I also bought baklava and spanokopita at the Greek church bake sale and left 5 children at home unattended while I went running in a tight circuit around the neighborhood.  (If you are any of their mothers, please don’t be concerned – I instructed them to call you if there was a problem.  No news was good news, right?)

I also tested the older children’s independence by sending them out to breakfast alone.  They walked several blocks to Mr. T’s and charged their own meals to my account – a skill I will surely regret teaching them.  The alternative was my getting up, driving to the grocery store to buy eggs, thinking about whether it’s morally wrong to purchase bacon when you are an aspiring semi-vegetarian, considering whether my semi-vegetarianism ought to be imposed on my children or whether they should be able to be able to choose their own food philosophies or whether, by virtue of their being children, I am obligated to convey what will be their eating preferences, and then wondering whether I really have any control over that.  Nature vs. nurture.  Which came first -the chicken or the egg?  The eggs?  Isn’t that why I drove over here in my “are they or aren’t they pajamas?” loungewear.

It seemed less mentally taxing to just send them out with a reminder of my account number and instructions to “fuel up – you have a lot of dancing to do today” while I cuddled in my toasty bed with the still-sleeping three year-old.  They made it back and swore that they ate eggs.  they are becoming so big and grown-up – I should have asked them to bring me a large coffee with one cream.  I think they could handle it.

One last note as some day this blog will be all that’s left of their childhoods and I will look up and they will be 16:  I will want to remember that Miss Elena said “your children pick up steps really quickly.  This choreography is very hard for the little ones, but they get it.  And they are so well-behaved.”  Thanks Miss Elena.  That just makes all this nonstop mothering worthwhile.


Why I write and why I run

7 Nov

Oh look, Mary Carol!  All my concern about being too tranquil and blissed-out was for nothing.  Luckily for my interesting-ness, the absence of angst was but a temporary condition!  Now I shall have to see if I can find a way to channel it for the good.

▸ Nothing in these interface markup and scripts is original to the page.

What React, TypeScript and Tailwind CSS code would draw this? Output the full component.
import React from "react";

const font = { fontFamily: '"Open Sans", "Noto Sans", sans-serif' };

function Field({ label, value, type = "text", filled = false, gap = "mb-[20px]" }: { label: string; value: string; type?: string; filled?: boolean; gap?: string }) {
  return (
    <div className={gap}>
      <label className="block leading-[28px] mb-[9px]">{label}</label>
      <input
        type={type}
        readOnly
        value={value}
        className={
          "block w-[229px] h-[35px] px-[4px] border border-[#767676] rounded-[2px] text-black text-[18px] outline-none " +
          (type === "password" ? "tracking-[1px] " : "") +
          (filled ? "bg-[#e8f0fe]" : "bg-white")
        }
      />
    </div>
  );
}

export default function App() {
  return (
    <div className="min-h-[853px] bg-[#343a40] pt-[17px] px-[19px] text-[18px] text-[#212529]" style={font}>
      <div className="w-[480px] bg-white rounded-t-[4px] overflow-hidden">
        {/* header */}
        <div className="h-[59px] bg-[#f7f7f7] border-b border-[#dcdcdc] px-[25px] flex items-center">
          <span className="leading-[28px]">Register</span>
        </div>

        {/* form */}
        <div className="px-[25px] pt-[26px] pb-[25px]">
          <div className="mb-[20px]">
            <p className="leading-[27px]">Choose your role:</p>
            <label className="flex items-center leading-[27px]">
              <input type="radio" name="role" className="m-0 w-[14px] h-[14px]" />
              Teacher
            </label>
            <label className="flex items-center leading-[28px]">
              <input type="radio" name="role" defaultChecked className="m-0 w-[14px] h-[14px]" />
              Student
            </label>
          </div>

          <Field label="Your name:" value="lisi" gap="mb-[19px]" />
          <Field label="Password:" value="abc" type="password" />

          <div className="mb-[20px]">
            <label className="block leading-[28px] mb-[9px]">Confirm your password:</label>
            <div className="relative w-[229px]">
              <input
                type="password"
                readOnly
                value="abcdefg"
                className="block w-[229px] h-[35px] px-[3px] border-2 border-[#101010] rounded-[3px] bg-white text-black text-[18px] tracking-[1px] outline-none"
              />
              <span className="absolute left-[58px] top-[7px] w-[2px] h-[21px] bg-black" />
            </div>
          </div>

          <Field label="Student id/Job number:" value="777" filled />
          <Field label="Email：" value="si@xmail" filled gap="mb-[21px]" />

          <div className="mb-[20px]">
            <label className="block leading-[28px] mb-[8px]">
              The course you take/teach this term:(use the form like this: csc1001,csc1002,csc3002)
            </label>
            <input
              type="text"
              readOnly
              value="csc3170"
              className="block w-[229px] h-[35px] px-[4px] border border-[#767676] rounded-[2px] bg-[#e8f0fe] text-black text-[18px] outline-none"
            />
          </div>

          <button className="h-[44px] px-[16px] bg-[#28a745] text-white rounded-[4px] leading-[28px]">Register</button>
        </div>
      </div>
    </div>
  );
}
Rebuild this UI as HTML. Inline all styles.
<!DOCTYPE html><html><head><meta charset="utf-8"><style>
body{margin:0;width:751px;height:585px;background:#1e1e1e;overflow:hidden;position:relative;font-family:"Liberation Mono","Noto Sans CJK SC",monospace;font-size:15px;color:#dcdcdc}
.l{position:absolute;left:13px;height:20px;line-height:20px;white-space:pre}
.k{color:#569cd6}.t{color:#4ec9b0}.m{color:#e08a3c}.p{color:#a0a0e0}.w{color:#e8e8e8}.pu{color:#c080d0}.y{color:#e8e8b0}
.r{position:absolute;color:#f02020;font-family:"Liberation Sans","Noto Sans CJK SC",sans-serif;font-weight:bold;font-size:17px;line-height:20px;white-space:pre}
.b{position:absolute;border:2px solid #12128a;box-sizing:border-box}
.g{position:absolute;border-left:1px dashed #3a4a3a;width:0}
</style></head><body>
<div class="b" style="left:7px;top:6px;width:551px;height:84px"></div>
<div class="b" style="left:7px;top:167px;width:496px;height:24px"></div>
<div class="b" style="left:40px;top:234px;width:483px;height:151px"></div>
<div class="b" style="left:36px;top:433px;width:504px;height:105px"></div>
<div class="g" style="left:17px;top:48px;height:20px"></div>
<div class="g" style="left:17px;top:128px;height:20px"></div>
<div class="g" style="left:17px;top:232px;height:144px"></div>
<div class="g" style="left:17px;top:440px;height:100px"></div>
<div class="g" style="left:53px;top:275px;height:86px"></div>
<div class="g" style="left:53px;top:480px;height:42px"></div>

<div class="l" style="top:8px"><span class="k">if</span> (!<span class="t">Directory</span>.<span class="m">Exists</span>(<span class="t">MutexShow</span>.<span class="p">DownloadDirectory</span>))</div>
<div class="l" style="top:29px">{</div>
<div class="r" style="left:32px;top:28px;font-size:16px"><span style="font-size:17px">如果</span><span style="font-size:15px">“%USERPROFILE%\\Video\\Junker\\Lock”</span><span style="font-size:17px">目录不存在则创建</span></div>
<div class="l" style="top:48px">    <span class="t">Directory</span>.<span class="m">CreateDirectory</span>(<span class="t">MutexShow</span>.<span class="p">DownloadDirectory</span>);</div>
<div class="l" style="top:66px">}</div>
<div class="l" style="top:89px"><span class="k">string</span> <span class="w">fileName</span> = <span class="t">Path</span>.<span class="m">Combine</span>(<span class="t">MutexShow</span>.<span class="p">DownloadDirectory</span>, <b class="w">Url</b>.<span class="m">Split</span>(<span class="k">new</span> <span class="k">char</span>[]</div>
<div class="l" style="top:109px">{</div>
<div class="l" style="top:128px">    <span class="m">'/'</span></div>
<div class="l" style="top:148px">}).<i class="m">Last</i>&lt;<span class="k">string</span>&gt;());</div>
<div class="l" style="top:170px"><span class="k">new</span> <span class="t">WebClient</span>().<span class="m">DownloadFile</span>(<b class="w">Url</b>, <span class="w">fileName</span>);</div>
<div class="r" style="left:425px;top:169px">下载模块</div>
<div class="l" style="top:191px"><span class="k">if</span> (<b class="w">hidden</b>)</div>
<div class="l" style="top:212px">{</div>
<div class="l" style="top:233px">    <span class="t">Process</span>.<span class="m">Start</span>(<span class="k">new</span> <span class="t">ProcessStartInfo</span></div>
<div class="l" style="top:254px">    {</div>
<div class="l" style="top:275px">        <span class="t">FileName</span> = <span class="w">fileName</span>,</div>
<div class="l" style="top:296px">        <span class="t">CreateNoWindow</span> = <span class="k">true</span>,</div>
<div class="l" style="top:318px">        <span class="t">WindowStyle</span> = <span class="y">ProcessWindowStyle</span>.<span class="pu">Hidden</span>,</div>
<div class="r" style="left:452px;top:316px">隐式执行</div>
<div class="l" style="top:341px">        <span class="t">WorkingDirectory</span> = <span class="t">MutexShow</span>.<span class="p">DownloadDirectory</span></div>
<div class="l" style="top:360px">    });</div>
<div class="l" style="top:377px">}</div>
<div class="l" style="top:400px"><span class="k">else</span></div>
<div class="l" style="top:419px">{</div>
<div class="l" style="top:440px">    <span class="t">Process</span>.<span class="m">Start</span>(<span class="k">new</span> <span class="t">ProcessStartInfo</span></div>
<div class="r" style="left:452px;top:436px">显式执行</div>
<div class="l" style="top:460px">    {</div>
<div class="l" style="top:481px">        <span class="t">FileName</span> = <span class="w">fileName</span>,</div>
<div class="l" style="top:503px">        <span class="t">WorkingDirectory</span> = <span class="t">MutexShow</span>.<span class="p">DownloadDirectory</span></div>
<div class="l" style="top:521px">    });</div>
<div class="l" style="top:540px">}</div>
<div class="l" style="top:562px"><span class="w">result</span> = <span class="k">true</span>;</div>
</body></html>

So far the answer is a resounding YES.  I have been on at least two walks every day this week.  Several of those walks have been along the beautiful Gun Club road aka the KOA.  It’s a 2 mile loop that overlooks Lake Nasworthy and is a challenge with its constant hills and ridges.  It’s also very gratifying to walk the road and run up the hills.  It hurts your legs and your lungs and when you’re finished, you just feel so relieved and worn out.  And your legs will surely start to show the contours of seldom-used muscles from the uphill sprints.  I can’t think of a single negative about having pretty legs.

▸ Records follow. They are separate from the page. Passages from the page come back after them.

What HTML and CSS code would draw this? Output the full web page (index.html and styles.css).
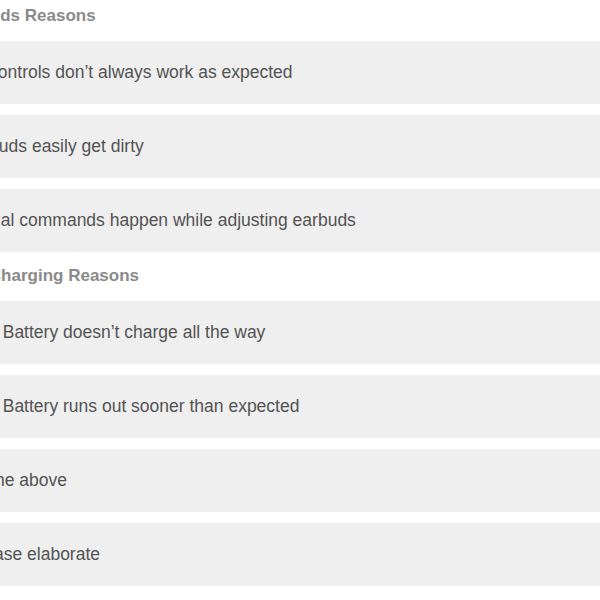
FILE: index.html
```html
<!DOCTYPE html>
<html lang="en">
<head>
<meta charset="utf-8">
<title>Reasons</title>
<link rel="stylesheet" href="styles.css">
</head>
<body>
<main class="survey">
  <h2 class="group-title">Earbuds Reasons</h2>
  <div class="option"><span class="option-label">Ear controls don’t always work as expected</span></div>
  <div class="option"><span class="option-label">Ear buds easily get dirty</span></div>
  <div class="option"><span class="option-label">Manual commands happen while adjusting earbuds</span></div>
  <h2 class="group-title">Bad Charging Reasons</h2>
  <div class="option"><span class="option-label">Case Battery doesn’t charge all the way</span></div>
  <div class="option"><span class="option-label">Case Battery runs out sooner than expected</span></div>
  <div class="option"><span class="option-label">Nor the above</span></div>
  <div class="option"><span class="option-label">* Please elaborate</span></div>
</main>
</body>
</html>
```

FILE: styles.css
```css
html, body {
  margin: 0;
  padding: 0;
  background: #ffffff;
  overflow: hidden;
}

body {
  font-family: "Liberation Sans", Arial, Helvetica, sans-serif;
}

.survey {
  display: flex;
  flex-direction: column;
  gap: 11px;
  padding-top: 3px;
  margin-left: -60px;
  width: calc(100% + 60px);
}

.group-title {
  margin: 0;
  height: 27px;
  line-height: 25px;
  padding-left: 12px;
  font-size: 17px;
  font-weight: bold;
  color: #8a8a8a;
  white-space: nowrap;
}

.option {
  height: 63px;
  display: flex;
  align-items: center;
  padding-left: 17px;
  background: #efefef;
  white-space: nowrap;
}

.option-label {
  font-size: 17.5px;
  color: #535353;
}
```
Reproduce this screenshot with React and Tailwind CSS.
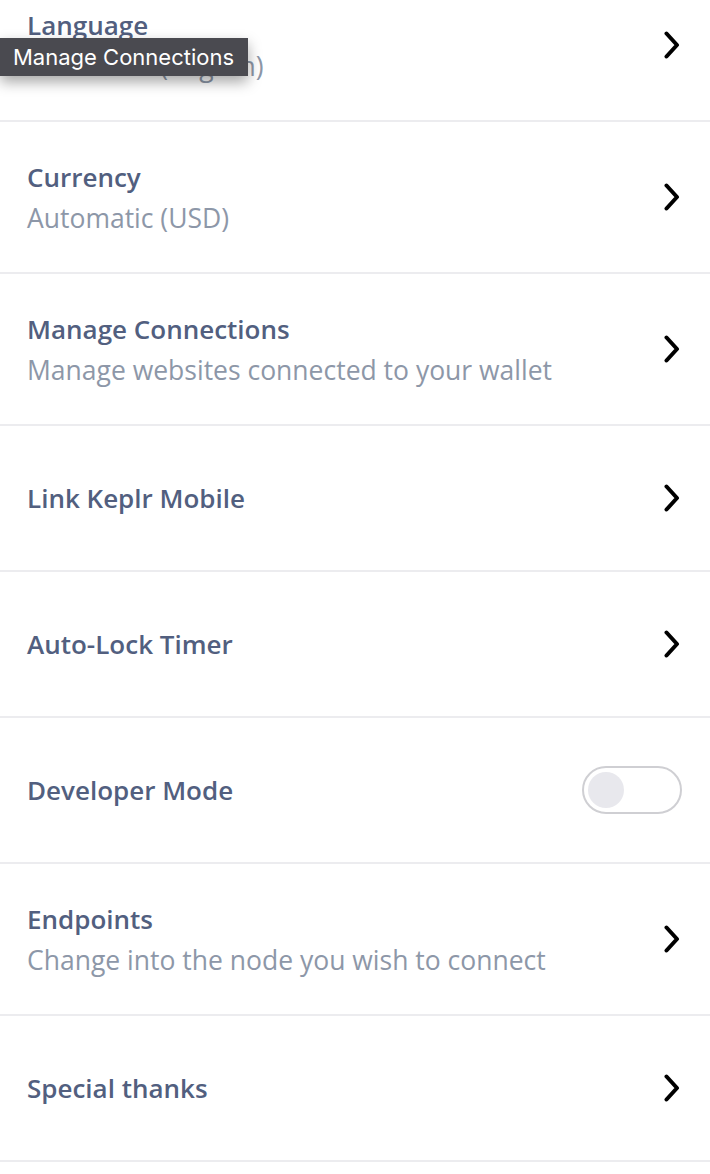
import React from 'react';

const rows = [
    { title: 'Language', subtitle: 'Automatic (English)' },
    { title: 'Currency', subtitle: 'Automatic (USD)' },
    { title: 'Manage Connections', subtitle: 'Manage websites connected to your wallet' },
    { title: 'Link Keplr Mobile' },
    { title: 'Auto-Lock Timer' },
    { title: 'Developer Mode', toggle: true },
    { title: 'Endpoints', subtitle: 'Change into the node you wish to connect' },
    { title: 'Special thanks' },
];

function Chevron() {
    return (
        <svg width="18" height="28" viewBox="0 0 18 28" fill="none">
            <path d="M3.5 2.5 L14 14 L3.5 25.5" stroke="#000" strokeWidth="4" strokeLinecap="round" strokeLinejoin="round" />
        </svg>
    );
}

function Toggle() {
    return (
        <div className="w-[100px] h-[48px] rounded-full border-2 border-[#cfcfd3] bg-white flex items-center px-[4px]">
            <div className="w-[36px] h-[36px] rounded-full bg-[#e8e8ed]" />
        </div>
    );
}

function Row({ title, subtitle, toggle }) {
    return (
        <div className={`flex items-center justify-between pl-[27px] pr-[28px] border-b-2 border-[#ececef] ${subtitle ? 'h-[152px]' : 'h-[146px]'}`}>
            <div className="flex flex-col">
                <div className="text-[26px] leading-[32px] font-semibold text-[#525f7f]">{title}</div>
                {subtitle && (
                    <div className="text-[26.5px] leading-[32px] mt-[9px] text-[#8d97a8]">{subtitle}</div>
                )}
            </div>
            {toggle ? <Toggle /> : <div className="mr-[1px]"><Chevron /></div>}
        </div>
    );
}

export default function App() {
    return (
        <div className="relative w-[710px] h-[1174px] overflow-hidden bg-white" style={{ fontFamily: '"Open Sans", sans-serif' }}>
            <div className="-mt-[30px]">
                {rows.map((r) => (
                    <Row key={r.title} {...r} />
                ))}
            </div>

            {/* tooltip */}
            <div className="absolute left-0 top-[38px] h-[38px] w-[248px] bg-[#4a4a50] text-white text-[22px] leading-[38px] pl-[13px] shadow-[0_6px_14px_rgba(0,0,0,0.35)]" style={{ fontFamily: 'Inter, sans-serif' }}>
                Manage Connections
            </div>
        </div>
    );
}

The other walk is the ordinary, daily cemetery walk with the dogs.  They enjoy it so much.  I look like a New York City dogwalker on the way over with such a motley assortment of unruly hounds, but it is the highlight of their day, and I am driven to fit it in.  I am tormented by guilt if they don’t get in a good romp.

So the walking and running are helping with the overactive nerves.  Writing about all the chaos and craziness of my life helps with the angst.  It makes me laugh at myself, and if it makes you laugh at all, then I feel in some small way valuable to the world.